*What to work on*:
Quote the whole listing exactly. Leave the pictures out of your copy.

*Provided material*:
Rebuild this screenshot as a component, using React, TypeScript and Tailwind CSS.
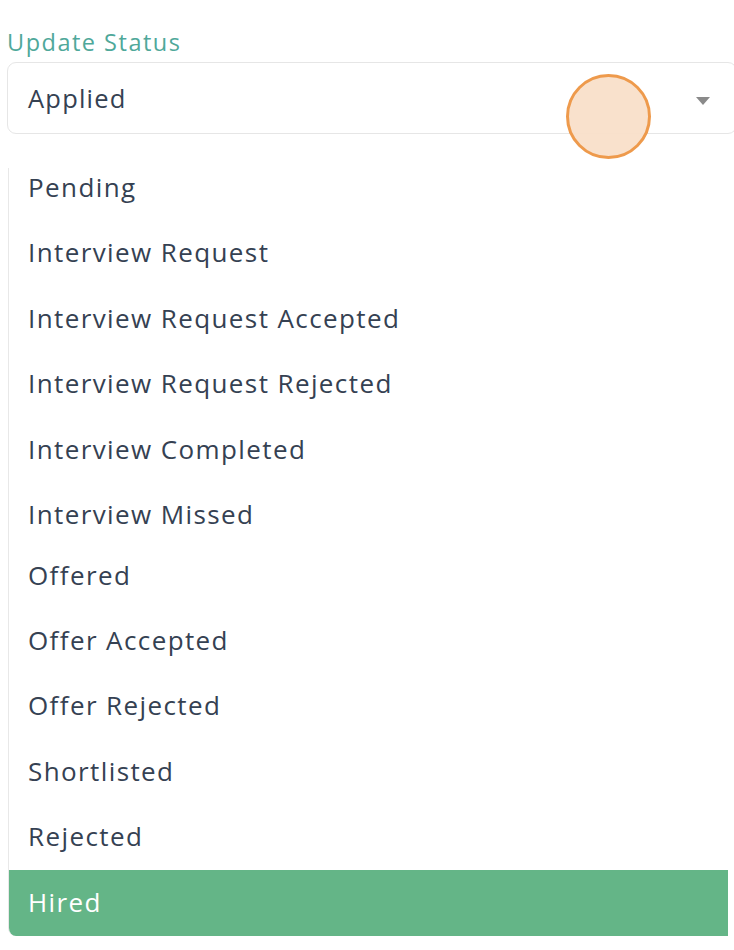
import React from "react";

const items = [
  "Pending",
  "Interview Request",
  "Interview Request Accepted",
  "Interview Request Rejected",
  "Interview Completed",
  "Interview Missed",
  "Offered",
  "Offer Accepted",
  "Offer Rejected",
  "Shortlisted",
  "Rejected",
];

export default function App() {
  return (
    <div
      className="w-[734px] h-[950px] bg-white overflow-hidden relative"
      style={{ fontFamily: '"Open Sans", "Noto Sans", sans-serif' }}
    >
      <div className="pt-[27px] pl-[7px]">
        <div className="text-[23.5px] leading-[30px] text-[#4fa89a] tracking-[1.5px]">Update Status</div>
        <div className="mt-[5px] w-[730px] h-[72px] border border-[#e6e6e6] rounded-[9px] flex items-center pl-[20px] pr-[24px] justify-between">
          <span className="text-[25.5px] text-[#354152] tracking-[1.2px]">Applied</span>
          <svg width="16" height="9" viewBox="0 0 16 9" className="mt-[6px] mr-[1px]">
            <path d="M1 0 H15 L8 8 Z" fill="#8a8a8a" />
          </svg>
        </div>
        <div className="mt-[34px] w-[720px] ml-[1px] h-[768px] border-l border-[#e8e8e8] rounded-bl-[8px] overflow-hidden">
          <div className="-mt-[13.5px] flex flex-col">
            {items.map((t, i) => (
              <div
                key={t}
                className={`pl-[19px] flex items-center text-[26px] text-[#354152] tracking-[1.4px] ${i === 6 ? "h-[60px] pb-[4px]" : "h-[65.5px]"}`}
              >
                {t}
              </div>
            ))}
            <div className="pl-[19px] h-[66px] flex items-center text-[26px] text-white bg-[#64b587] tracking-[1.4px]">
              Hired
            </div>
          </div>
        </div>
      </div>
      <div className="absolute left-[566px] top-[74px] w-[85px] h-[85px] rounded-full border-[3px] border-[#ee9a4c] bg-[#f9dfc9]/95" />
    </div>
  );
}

*The response*:
Rebuild this screenshot as a component, using React, TypeScript and Tailwind CSS.
import React from "react";

const items = [
  "Pending",
  "Interview Request",
  "Interview Request Accepted",
  "Interview Request Rejected",
  "Interview Completed",
  "Interview Missed",
  "Offered",
  "Offer Accepted",
  "Offer Rejected",
  "Shortlisted",
  "Rejected",
];

export default function App() {
  return (
    <div
      className="w-[734px] h-[950px] bg-white overflow-hidden relative"
      style={{ fontFamily: '"Open Sans", "Noto Sans", sans-serif' }}
    >
      <div className="pt-[27px] pl-[7px]">
        <div className="text-[23.5px] leading-[30px] text-[#4fa89a] tracking-[1.5px]">Update Status</div>
        <div className="mt-[5px] w-[730px] h-[72px] border border-[#e6e6e6] rounded-[9px] flex items-center pl-[20px] pr-[24px] justify-between">
          <span className="text-[25.5px] text-[#354152] tracking-[1.2px]">Applied</span>
          <svg width="16" height="9" viewBox="0 0 16 9" className="mt-[6px] mr-[1px]">
            <path d="M1 0 H15 L8 8 Z" fill="#8a8a8a" />
          </svg>
        </div>
        <div className="mt-[34px] w-[720px] ml-[1px] h-[768px] border-l border-[#e8e8e8] rounded-bl-[8px] overflow-hidden">
          <div className="-mt-[13.5px] flex flex-col">
            {items.map((t, i) => (
              <div
                key={t}
                className={`pl-[19px] flex items-center text-[26px] text-[#354152] tracking-[1.4px] ${i === 6 ? "h-[60px] pb-[4px]" : "h-[65.5px]"}`}
              >
                {t}
              </div>
            ))}
            <div className="pl-[19px] h-[66px] flex items-center text-[26px] text-white bg-[#64b587] tracking-[1.4px]">
              Hired
            </div>
          </div>
        </div>
      </div>
      <div className="absolute left-[566px] top-[74px] w-[85px] h-[85px] rounded-full border-[3px] border-[#ee9a4c] bg-[#f9dfc9]/95" />
    </div>
  );
}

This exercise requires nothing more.